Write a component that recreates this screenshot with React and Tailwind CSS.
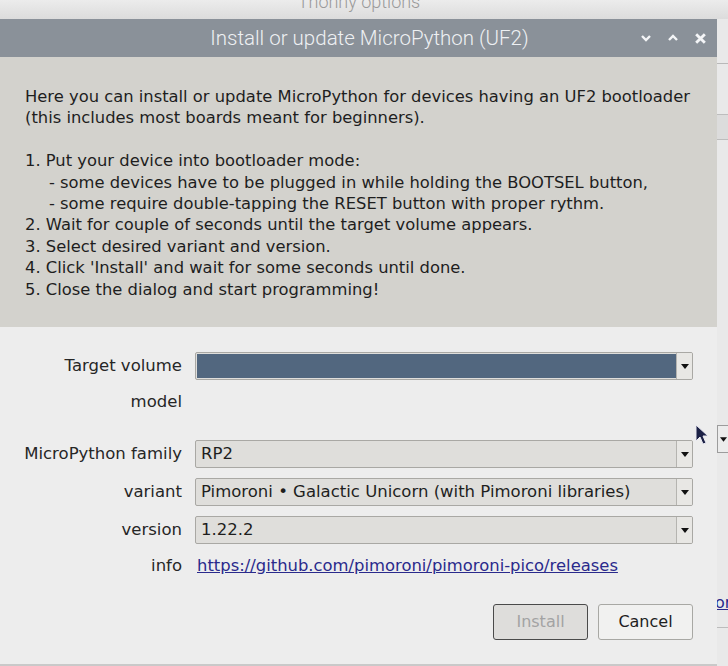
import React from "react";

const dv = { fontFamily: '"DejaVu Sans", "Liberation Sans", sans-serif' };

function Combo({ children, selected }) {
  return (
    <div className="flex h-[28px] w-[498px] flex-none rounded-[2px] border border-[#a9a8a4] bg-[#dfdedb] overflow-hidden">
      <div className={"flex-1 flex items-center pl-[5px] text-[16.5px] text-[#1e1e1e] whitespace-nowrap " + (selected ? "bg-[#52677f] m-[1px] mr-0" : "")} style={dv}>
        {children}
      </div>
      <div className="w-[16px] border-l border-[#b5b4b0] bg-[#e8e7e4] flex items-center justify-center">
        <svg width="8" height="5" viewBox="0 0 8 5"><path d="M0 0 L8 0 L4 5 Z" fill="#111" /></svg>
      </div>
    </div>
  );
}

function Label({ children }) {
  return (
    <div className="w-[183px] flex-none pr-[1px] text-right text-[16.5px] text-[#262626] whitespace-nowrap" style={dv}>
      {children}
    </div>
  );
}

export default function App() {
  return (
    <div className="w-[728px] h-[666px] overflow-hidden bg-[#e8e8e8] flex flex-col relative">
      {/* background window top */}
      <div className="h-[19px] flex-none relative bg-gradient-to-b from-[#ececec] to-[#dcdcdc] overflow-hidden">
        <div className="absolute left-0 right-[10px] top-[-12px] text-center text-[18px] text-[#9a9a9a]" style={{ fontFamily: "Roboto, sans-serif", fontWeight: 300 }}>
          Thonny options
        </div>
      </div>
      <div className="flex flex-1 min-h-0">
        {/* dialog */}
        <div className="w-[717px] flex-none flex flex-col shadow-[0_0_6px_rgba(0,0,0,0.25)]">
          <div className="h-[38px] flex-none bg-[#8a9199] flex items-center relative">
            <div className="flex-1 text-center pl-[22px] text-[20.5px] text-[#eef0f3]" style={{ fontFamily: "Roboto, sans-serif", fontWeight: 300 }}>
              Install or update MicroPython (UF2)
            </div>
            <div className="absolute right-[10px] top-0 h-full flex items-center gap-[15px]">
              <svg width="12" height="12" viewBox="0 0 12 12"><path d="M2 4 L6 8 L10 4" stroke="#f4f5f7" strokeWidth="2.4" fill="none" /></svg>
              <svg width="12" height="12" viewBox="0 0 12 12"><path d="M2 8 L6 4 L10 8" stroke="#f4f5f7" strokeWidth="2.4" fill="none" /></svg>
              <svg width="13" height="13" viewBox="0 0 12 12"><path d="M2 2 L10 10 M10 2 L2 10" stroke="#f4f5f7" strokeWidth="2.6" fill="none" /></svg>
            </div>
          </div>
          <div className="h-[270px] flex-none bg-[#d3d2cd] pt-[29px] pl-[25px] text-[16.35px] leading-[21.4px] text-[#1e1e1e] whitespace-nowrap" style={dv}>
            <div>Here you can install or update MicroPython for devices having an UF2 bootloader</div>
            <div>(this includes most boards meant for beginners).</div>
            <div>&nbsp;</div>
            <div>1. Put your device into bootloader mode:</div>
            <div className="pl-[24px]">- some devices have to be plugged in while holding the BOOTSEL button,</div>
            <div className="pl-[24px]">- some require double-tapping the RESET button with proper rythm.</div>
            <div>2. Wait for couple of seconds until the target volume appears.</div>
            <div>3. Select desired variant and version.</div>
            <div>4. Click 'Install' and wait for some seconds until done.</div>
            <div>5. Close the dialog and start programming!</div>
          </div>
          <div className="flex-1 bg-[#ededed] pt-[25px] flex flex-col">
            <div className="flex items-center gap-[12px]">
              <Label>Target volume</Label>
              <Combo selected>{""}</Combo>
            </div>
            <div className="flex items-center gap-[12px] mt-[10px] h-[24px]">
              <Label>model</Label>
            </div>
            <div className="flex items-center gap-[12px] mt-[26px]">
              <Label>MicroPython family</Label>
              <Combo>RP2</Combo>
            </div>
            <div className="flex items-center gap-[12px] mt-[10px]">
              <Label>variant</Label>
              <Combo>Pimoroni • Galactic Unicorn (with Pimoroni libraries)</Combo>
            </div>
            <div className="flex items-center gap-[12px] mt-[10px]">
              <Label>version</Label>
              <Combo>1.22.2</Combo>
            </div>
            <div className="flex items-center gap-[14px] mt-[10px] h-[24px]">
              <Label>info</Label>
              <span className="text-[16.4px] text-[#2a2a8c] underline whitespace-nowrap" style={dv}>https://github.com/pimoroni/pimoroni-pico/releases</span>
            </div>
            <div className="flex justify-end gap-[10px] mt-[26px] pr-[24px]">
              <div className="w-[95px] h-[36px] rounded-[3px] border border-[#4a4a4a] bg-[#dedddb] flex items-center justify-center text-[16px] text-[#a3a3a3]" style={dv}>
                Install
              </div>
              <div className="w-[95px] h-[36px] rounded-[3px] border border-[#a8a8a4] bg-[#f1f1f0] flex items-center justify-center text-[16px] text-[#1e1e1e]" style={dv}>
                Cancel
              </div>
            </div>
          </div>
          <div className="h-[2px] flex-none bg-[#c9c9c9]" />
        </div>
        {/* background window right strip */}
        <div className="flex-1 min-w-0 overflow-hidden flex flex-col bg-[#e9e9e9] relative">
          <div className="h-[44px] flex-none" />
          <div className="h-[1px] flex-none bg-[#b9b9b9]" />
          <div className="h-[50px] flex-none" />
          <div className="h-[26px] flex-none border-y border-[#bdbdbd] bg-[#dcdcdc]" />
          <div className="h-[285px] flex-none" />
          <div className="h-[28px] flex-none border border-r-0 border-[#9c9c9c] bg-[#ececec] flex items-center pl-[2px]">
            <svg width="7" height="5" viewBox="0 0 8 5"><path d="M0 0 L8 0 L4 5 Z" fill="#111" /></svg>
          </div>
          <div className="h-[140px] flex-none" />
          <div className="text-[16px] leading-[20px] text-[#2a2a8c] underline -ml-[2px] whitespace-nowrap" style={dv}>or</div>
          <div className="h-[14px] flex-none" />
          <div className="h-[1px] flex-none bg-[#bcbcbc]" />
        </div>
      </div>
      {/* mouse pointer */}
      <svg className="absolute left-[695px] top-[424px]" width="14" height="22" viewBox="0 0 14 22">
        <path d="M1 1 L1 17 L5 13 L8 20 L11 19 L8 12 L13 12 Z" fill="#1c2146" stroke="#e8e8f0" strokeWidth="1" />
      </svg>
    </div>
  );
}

The task ▸ Each line of the data is to be duplicated exactly; pictures stay out of the copy.

Task response ▸
Write a component that recreates this screenshot with React and Tailwind CSS.
import React from "react";

const dv = { fontFamily: '"DejaVu Sans", "Liberation Sans", sans-serif' };

function Combo({ children, selected }) {
  return (
    <div className="flex h-[28px] w-[498px] flex-none rounded-[2px] border border-[#a9a8a4] bg-[#dfdedb] overflow-hidden">
      <div className={"flex-1 flex items-center pl-[5px] text-[16.5px] text-[#1e1e1e] whitespace-nowrap " + (selected ? "bg-[#52677f] m-[1px] mr-0" : "")} style={dv}>
        {children}
      </div>
      <div className="w-[16px] border-l border-[#b5b4b0] bg-[#e8e7e4] flex items-center justify-center">
        <svg width="8" height="5" viewBox="0 0 8 5"><path d="M0 0 L8 0 L4 5 Z" fill="#111" /></svg>
      </div>
    </div>
  );
}

function Label({ children }) {
  return (
    <div className="w-[183px] flex-none pr-[1px] text-right text-[16.5px] text-[#262626] whitespace-nowrap" style={dv}>
      {children}
    </div>
  );
}

export default function App() {
  return (
    <div className="w-[728px] h-[666px] overflow-hidden bg-[#e8e8e8] flex flex-col relative">
      {/* background window top */}
      <div className="h-[19px] flex-none relative bg-gradient-to-b from-[#ececec] to-[#dcdcdc] overflow-hidden">
        <div className="absolute left-0 right-[10px] top-[-12px] text-center text-[18px] text-[#9a9a9a]" style={{ fontFamily: "Roboto, sans-serif", fontWeight: 300 }}>
          Thonny options
        </div>
      </div>
      <div className="flex flex-1 min-h-0">
        {/* dialog */}
        <div className="w-[717px] flex-none flex flex-col shadow-[0_0_6px_rgba(0,0,0,0.25)]">
          <div className="h-[38px] flex-none bg-[#8a9199] flex items-center relative">
            <div className="flex-1 text-center pl-[22px] text-[20.5px] text-[#eef0f3]" style={{ fontFamily: "Roboto, sans-serif", fontWeight: 300 }}>
              Install or update MicroPython (UF2)
            </div>
            <div className="absolute right-[10px] top-0 h-full flex items-center gap-[15px]">
              <svg width="12" height="12" viewBox="0 0 12 12"><path d="M2 4 L6 8 L10 4" stroke="#f4f5f7" strokeWidth="2.4" fill="none" /></svg>
              <svg width="12" height="12" viewBox="0 0 12 12"><path d="M2 8 L6 4 L10 8" stroke="#f4f5f7" strokeWidth="2.4" fill="none" /></svg>
              <svg width="13" height="13" viewBox="0 0 12 12"><path d="M2 2 L10 10 M10 2 L2 10" stroke="#f4f5f7" strokeWidth="2.6" fill="none" /></svg>
            </div>
          </div>
          <div className="h-[270px] flex-none bg-[#d3d2cd] pt-[29px] pl-[25px] text-[16.35px] leading-[21.4px] text-[#1e1e1e] whitespace-nowrap" style={dv}>
            <div>Here you can install or update MicroPython for devices having an UF2 bootloader</div>
            <div>(this includes most boards meant for beginners).</div>
            <div>&nbsp;</div>
            <div>1. Put your device into bootloader mode:</div>
            <div className="pl-[24px]">- some devices have to be plugged in while holding the BOOTSEL button,</div>
            <div className="pl-[24px]">- some require double-tapping the RESET button with proper rythm.</div>
            <div>2. Wait for couple of seconds until the target volume appears.</div>
            <div>3. Select desired variant and version.</div>
            <div>4. Click 'Install' and wait for some seconds until done.</div>
            <div>5. Close the dialog and start programming!</div>
          </div>
          <div className="flex-1 bg-[#ededed] pt-[25px] flex flex-col">
            <div className="flex items-center gap-[12px]">
              <Label>Target volume</Label>
              <Combo selected>{""}</Combo>
            </div>
            <div className="flex items-center gap-[12px] mt-[10px] h-[24px]">
              <Label>model</Label>
            </div>
            <div className="flex items-center gap-[12px] mt-[26px]">
              <Label>MicroPython family</Label>
              <Combo>RP2</Combo>
            </div>
            <div className="flex items-center gap-[12px] mt-[10px]">
              <Label>variant</Label>
              <Combo>Pimoroni • Galactic Unicorn (with Pimoroni libraries)</Combo>
            </div>
            <div className="flex items-center gap-[12px] mt-[10px]">
              <Label>version</Label>
              <Combo>1.22.2</Combo>
            </div>
            <div className="flex items-center gap-[14px] mt-[10px] h-[24px]">
              <Label>info</Label>
              <span className="text-[16.4px] text-[#2a2a8c] underline whitespace-nowrap" style={dv}>https://github.com/pimoroni/pimoroni-pico/releases</span>
            </div>
            <div className="flex justify-end gap-[10px] mt-[26px] pr-[24px]">
              <div className="w-[95px] h-[36px] rounded-[3px] border border-[#4a4a4a] bg-[#dedddb] flex items-center justify-center text-[16px] text-[#a3a3a3]" style={dv}>
                Install
              </div>
              <div className="w-[95px] h-[36px] rounded-[3px] border border-[#a8a8a4] bg-[#f1f1f0] flex items-center justify-center text-[16px] text-[#1e1e1e]" style={dv}>
                Cancel
              </div>
            </div>
          </div>
          <div className="h-[2px] flex-none bg-[#c9c9c9]" />
        </div>
        {/* background window right strip */}
        <div className="flex-1 min-w-0 overflow-hidden flex flex-col bg-[#e9e9e9] relative">
          <div className="h-[44px] flex-none" />
          <div className="h-[1px] flex-none bg-[#b9b9b9]" />
          <div className="h-[50px] flex-none" />
          <div className="h-[26px] flex-none border-y border-[#bdbdbd] bg-[#dcdcdc]" />
          <div className="h-[285px] flex-none" />
          <div className="h-[28px] flex-none border border-r-0 border-[#9c9c9c] bg-[#ececec] flex items-center pl-[2px]">
            <svg width="7" height="5" viewBox="0 0 8 5"><path d="M0 0 L8 0 L4 5 Z" fill="#111" /></svg>
          </div>
          <div className="h-[140px] flex-none" />
          <div className="text-[16px] leading-[20px] text-[#2a2a8c] underline -ml-[2px] whitespace-nowrap" style={dv}>or</div>
          <div className="h-[14px] flex-none" />
          <div className="h-[1px] flex-none bg-[#bcbcbc]" />
        </div>
      </div>
      {/* mouse pointer */}
      <svg className="absolute left-[695px] top-[424px]" width="14" height="22" viewBox="0 0 14 22">
        <path d="M1 1 L1 17 L5 13 L8 20 L11 19 L8 12 L13 12 Z" fill="#1c2146" stroke="#e8e8f0" strokeWidth="1" />
      </svg>
    </div>
  );
}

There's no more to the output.